■ DATA SECTION:
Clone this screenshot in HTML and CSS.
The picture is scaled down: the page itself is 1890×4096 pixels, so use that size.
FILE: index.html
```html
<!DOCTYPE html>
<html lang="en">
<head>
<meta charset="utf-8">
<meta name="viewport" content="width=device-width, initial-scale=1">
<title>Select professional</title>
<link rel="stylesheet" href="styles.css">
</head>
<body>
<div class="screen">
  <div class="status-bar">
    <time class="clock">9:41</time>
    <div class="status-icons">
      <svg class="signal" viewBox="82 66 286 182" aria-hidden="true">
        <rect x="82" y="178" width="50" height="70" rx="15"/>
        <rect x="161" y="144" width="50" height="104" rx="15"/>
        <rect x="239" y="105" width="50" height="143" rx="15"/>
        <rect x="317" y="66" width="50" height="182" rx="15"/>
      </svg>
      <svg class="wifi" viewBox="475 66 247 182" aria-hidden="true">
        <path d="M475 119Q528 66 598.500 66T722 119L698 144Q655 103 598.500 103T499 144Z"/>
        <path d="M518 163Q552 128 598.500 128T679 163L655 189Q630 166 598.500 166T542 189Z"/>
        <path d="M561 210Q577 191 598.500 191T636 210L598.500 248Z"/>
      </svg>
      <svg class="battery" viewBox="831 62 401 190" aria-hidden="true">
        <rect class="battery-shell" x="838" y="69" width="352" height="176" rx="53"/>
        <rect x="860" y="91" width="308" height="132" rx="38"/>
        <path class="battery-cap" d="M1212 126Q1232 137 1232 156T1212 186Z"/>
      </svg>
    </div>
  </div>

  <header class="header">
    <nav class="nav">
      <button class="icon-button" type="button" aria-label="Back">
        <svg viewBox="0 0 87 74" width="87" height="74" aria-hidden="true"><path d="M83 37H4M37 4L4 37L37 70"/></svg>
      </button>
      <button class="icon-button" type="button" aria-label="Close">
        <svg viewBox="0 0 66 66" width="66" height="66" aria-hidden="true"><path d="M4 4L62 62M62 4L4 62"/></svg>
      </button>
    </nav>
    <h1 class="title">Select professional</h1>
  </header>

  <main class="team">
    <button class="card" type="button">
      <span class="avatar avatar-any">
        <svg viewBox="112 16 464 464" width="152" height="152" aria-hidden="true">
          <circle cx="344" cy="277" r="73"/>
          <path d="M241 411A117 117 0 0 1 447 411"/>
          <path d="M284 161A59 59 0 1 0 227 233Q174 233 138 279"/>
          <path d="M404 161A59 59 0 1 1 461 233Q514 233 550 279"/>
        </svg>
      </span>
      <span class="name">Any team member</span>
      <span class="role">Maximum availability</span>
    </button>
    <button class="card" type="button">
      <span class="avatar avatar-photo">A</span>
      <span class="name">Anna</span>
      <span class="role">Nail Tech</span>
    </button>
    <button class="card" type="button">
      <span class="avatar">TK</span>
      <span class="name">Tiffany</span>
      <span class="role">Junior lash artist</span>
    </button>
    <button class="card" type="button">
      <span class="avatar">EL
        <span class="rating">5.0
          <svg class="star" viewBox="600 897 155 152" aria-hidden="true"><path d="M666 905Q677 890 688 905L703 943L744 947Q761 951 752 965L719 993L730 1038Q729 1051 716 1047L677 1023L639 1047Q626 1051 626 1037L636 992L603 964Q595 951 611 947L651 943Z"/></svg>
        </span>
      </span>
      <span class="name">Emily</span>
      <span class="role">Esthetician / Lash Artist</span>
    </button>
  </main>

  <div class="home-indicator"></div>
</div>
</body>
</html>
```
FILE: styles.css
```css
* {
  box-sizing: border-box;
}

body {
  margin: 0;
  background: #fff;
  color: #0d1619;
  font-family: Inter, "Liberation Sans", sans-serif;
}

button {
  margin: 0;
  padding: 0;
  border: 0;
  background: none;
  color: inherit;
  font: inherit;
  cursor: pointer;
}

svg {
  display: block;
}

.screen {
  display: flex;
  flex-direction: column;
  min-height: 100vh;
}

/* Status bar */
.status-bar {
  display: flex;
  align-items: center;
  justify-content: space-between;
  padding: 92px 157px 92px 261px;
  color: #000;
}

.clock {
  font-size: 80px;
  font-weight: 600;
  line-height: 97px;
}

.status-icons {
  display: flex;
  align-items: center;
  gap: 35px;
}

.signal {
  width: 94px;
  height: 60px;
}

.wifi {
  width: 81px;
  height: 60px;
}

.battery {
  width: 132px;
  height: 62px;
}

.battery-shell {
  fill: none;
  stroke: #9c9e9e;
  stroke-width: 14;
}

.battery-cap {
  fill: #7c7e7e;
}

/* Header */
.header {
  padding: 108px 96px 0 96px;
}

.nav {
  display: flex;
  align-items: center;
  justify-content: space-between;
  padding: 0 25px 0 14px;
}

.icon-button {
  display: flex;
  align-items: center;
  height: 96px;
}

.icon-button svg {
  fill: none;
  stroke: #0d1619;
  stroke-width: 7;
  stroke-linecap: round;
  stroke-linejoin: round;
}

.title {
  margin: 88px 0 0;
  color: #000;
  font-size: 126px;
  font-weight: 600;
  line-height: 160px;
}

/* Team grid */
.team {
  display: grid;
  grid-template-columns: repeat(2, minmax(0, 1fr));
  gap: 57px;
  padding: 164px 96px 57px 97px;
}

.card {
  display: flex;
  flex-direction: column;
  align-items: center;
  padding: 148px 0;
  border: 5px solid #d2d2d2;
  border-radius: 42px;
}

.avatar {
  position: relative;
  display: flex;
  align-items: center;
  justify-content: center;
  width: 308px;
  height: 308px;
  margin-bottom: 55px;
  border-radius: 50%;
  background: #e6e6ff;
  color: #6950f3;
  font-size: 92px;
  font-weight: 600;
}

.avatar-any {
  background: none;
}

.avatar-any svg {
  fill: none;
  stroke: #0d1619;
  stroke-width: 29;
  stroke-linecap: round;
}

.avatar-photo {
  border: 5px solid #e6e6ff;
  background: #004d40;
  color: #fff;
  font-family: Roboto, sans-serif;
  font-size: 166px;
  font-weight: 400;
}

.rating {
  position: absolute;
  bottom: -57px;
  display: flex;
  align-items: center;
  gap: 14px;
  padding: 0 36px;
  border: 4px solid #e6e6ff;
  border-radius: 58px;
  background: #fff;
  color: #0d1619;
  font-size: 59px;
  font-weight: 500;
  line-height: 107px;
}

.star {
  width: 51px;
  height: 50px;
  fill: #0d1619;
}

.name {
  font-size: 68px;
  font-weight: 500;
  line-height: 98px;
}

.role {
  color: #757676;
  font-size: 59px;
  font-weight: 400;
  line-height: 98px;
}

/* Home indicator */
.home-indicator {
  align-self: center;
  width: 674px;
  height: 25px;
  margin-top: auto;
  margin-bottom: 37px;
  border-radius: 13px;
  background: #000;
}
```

■ STATED TASK:
Write the material out again in its entirety, exactly as shown.

■ ANSWER TO THE TASK:
Clone this screenshot in HTML and CSS.
The picture is scaled down: the page itself is 1890×4096 pixels, so use that size.
FILE: index.html
```html
<!DOCTYPE html>
<html lang="en">
<head>
<meta charset="utf-8">
<meta name="viewport" content="width=device-width, initial-scale=1">
<title>Select professional</title>
<link rel="stylesheet" href="styles.css">
</head>
<body>
<div class="screen">
  <div class="status-bar">
    <time class="clock">9:41</time>
    <div class="status-icons">
      <svg class="signal" viewBox="82 66 286 182" aria-hidden="true">
        <rect x="82" y="178" width="50" height="70" rx="15"/>
        <rect x="161" y="144" width="50" height="104" rx="15"/>
        <rect x="239" y="105" width="50" height="143" rx="15"/>
        <rect x="317" y="66" width="50" height="182" rx="15"/>
      </svg>
      <svg class="wifi" viewBox="475 66 247 182" aria-hidden="true">
        <path d="M475 119Q528 66 598.500 66T722 119L698 144Q655 103 598.500 103T499 144Z"/>
        <path d="M518 163Q552 128 598.500 128T679 163L655 189Q630 166 598.500 166T542 189Z"/>
        <path d="M561 210Q577 191 598.500 191T636 210L598.500 248Z"/>
      </svg>
      <svg class="battery" viewBox="831 62 401 190" aria-hidden="true">
        <rect class="battery-shell" x="838" y="69" width="352" height="176" rx="53"/>
        <rect x="860" y="91" width="308" height="132" rx="38"/>
        <path class="battery-cap" d="M1212 126Q1232 137 1232 156T1212 186Z"/>
      </svg>
    </div>
  </div>

  <header class="header">
    <nav class="nav">
      <button class="icon-button" type="button" aria-label="Back">
        <svg viewBox="0 0 87 74" width="87" height="74" aria-hidden="true"><path d="M83 37H4M37 4L4 37L37 70"/></svg>
      </button>
      <button class="icon-button" type="button" aria-label="Close">
        <svg viewBox="0 0 66 66" width="66" height="66" aria-hidden="true"><path d="M4 4L62 62M62 4L4 62"/></svg>
      </button>
    </nav>
    <h1 class="title">Select professional</h1>
  </header>

  <main class="team">
    <button class="card" type="button">
      <span class="avatar avatar-any">
        <svg viewBox="112 16 464 464" width="152" height="152" aria-hidden="true">
          <circle cx="344" cy="277" r="73"/>
          <path d="M241 411A117 117 0 0 1 447 411"/>
          <path d="M284 161A59 59 0 1 0 227 233Q174 233 138 279"/>
          <path d="M404 161A59 59 0 1 1 461 233Q514 233 550 279"/>
        </svg>
      </span>
      <span class="name">Any team member</span>
      <span class="role">Maximum availability</span>
    </button>
    <button class="card" type="button">
      <span class="avatar avatar-photo">A</span>
      <span class="name">Anna</span>
      <span class="role">Nail Tech</span>
    </button>
    <button class="card" type="button">
      <span class="avatar">TK</span>
      <span class="name">Tiffany</span>
      <span class="role">Junior lash artist</span>
    </button>
    <button class="card" type="button">
      <span class="avatar">EL
        <span class="rating">5.0
          <svg class="star" viewBox="600 897 155 152" aria-hidden="true"><path d="M666 905Q677 890 688 905L703 943L744 947Q761 951 752 965L719 993L730 1038Q729 1051 716 1047L677 1023L639 1047Q626 1051 626 1037L636 992L603 964Q595 951 611 947L651 943Z"/></svg>
        </span>
      </span>
      <span class="name">Emily</span>
      <span class="role">Esthetician / Lash Artist</span>
    </button>
  </main>

  <div class="home-indicator"></div>
</div>
</body>
</html>
```
FILE: styles.css
```css
* {
  box-sizing: border-box;
}

body {
  margin: 0;
  background: #fff;
  color: #0d1619;
  font-family: Inter, "Liberation Sans", sans-serif;
}

button {
  margin: 0;
  padding: 0;
  border: 0;
  background: none;
  color: inherit;
  font: inherit;
  cursor: pointer;
}

svg {
  display: block;
}

.screen {
  display: flex;
  flex-direction: column;
  min-height: 100vh;
}

/* Status bar */
.status-bar {
  display: flex;
  align-items: center;
  justify-content: space-between;
  padding: 92px 157px 92px 261px;
  color: #000;
}

.clock {
  font-size: 80px;
  font-weight: 600;
  line-height: 97px;
}

.status-icons {
  display: flex;
  align-items: center;
  gap: 35px;
}

.signal {
  width: 94px;
  height: 60px;
}

.wifi {
  width: 81px;
  height: 60px;
}

.battery {
  width: 132px;
  height: 62px;
}

.battery-shell {
  fill: none;
  stroke: #9c9e9e;
  stroke-width: 14;
}

.battery-cap {
  fill: #7c7e7e;
}

/* Header */
.header {
  padding: 108px 96px 0 96px;
}

.nav {
  display: flex;
  align-items: center;
  justify-content: space-between;
  padding: 0 25px 0 14px;
}

.icon-button {
  display: flex;
  align-items: center;
  height: 96px;
}

.icon-button svg {
  fill: none;
  stroke: #0d1619;
  stroke-width: 7;
  stroke-linecap: round;
  stroke-linejoin: round;
}

.title {
  margin: 88px 0 0;
  color: #000;
  font-size: 126px;
  font-weight: 600;
  line-height: 160px;
}

/* Team grid */
.team {
  display: grid;
  grid-template-columns: repeat(2, minmax(0, 1fr));
  gap: 57px;
  padding: 164px 96px 57px 97px;
}

.card {
  display: flex;
  flex-direction: column;
  align-items: center;
  padding: 148px 0;
  border: 5px solid #d2d2d2;
  border-radius: 42px;
}

.avatar {
  position: relative;
  display: flex;
  align-items: center;
  justify-content: center;
  width: 308px;
  height: 308px;
  margin-bottom: 55px;
  border-radius: 50%;
  background: #e6e6ff;
  color: #6950f3;
  font-size: 92px;
  font-weight: 600;
}

.avatar-any {
  background: none;
}

.avatar-any svg {
  fill: none;
  stroke: #0d1619;
  stroke-width: 29;
  stroke-linecap: round;
}

.avatar-photo {
  border: 5px solid #e6e6ff;
  background: #004d40;
  color: #fff;
  font-family: Roboto, sans-serif;
  font-size: 166px;
  font-weight: 400;
}

.rating {
  position: absolute;
  bottom: -57px;
  display: flex;
  align-items: center;
  gap: 14px;
  padding: 0 36px;
  border: 4px solid #e6e6ff;
  border-radius: 58px;
  background: #fff;
  color: #0d1619;
  font-size: 59px;
  font-weight: 500;
  line-height: 107px;
}

.star {
  width: 51px;
  height: 50px;
  fill: #0d1619;
}

.name {
  font-size: 68px;
  font-weight: 500;
  line-height: 98px;
}

.role {
  color: #757676;
  font-size: 59px;
  font-weight: 400;
  line-height: 98px;
}

/* Home indicator */
.home-indicator {
  align-self: center;
  width: 674px;
  height: 25px;
  margin-top: auto;
  margin-bottom: 37px;
  border-radius: 13px;
  background: #000;
}
```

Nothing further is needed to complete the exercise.